I only recount this story, because Samira alludes to it in the docu-series, but doesn’t go into any detail. In the interests of reviewing, gentle reader, I have to say that the presentation of the landscape and the commentary on the ruins of the cities and palaces is faultless.

The history is — how shall I put it — sketchy and selective. For instance, very little is said about Xerxes, the Achaemenid successor to Darius and probably the Persian of that dynasty whose annals and wars are best known.

The Americans even made a film called the 300, or some such lying number, celebrating the incident at Thermopylae where an army of Spartans ambushed a remote patrol of Xerxes’ invading force.

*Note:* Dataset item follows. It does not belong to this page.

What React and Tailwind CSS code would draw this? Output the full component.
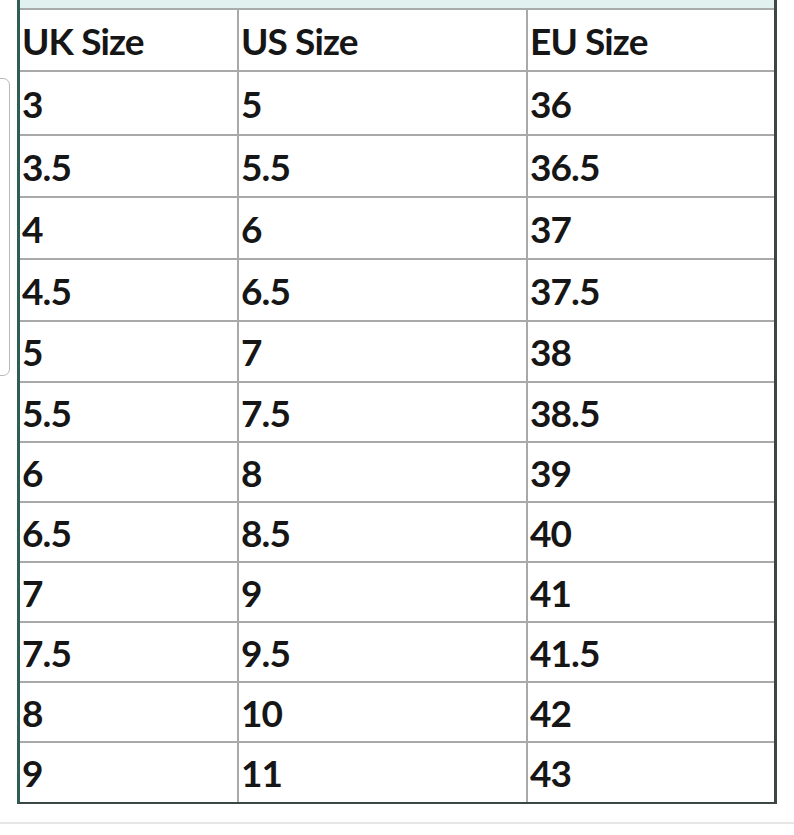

Of course, the American version made heroes of the Spartans and villains of the Persian forces.

The documentary skipped from Xerxes through a few hundred years to the defeat of Darius III by the vandal ‘Alexander the Damned’ who overran Persia and destroyed the very cities and palaces that the documentary seeks to celebrate.

At this moment in straitened times, when the statues of slave-owners and other people who have been unfair to people they tyrannised are being pulled down, this cult of Alexander in the Eurocentric histories of his vandalistic behaviour should surely be questioned?

To be fair, Samira did mention his destructive tendencies, but skipped over his genocidal ones.

Which reminded me, gentle reader, of a time at the international film festival which I attended in Goa several years ago.

The final film at the festival was Alexander by Oliver Stone. The producers of the film threw the final party of the festival in the grounds of the Taj hotel and, being an American-hosted party, there was no dearth of food or drink and everyone at the festival flocked.

There was a huge poster advertising the film on the beach and the renowned British film critic Derek Malcolm and I were standing in front of it when a TV crew with a female presenter approached us.

“What did you think of the film, Mr Dhondy?”

“Which film?” I asked.

She pointed to the poster saying “this one”.

“You expect me to bother to see this film?” I asked, pointedly.

“Why not?” She was genuinely puzzled.

“It’s like asking a Jew to sit through a film extolling Hitler,” I said.

“What? Why?” — and all this being transmitted live on TV.

“Because I am a Zoroastrian, a descendant of the Persians whose civilisation this bastard Alexander attempted to destroy.”

“Oh,” said the poor presenter, “When did all this happen?”

“In 326 or so BC,” I said — and then feeling mischievous I thought I’d make trouble and said,

“This film offends minorities!”

At which point Derek broke in and stole my thunder.

“No Farrukh, not minorities, it offends the majority of people who see it.”

That was the end of the interview. The crew moved on, presumably to more fertile pastures.

One of the central insights of the documentary series, whose first episode ends with the invasion of Persia by the Arabs in 641 AD, is that Iran is the one convert country which has retained its culture, despite being conquered by Muslims. I don’t know if this is a completely justified premise. The majority of Zoroastrians embraced Islam.

Very many of them are still called Farrukh and Gulrukh, but then very many are also called Ali and Ahmed.

But deep down, as Samira says, are they all Parsis?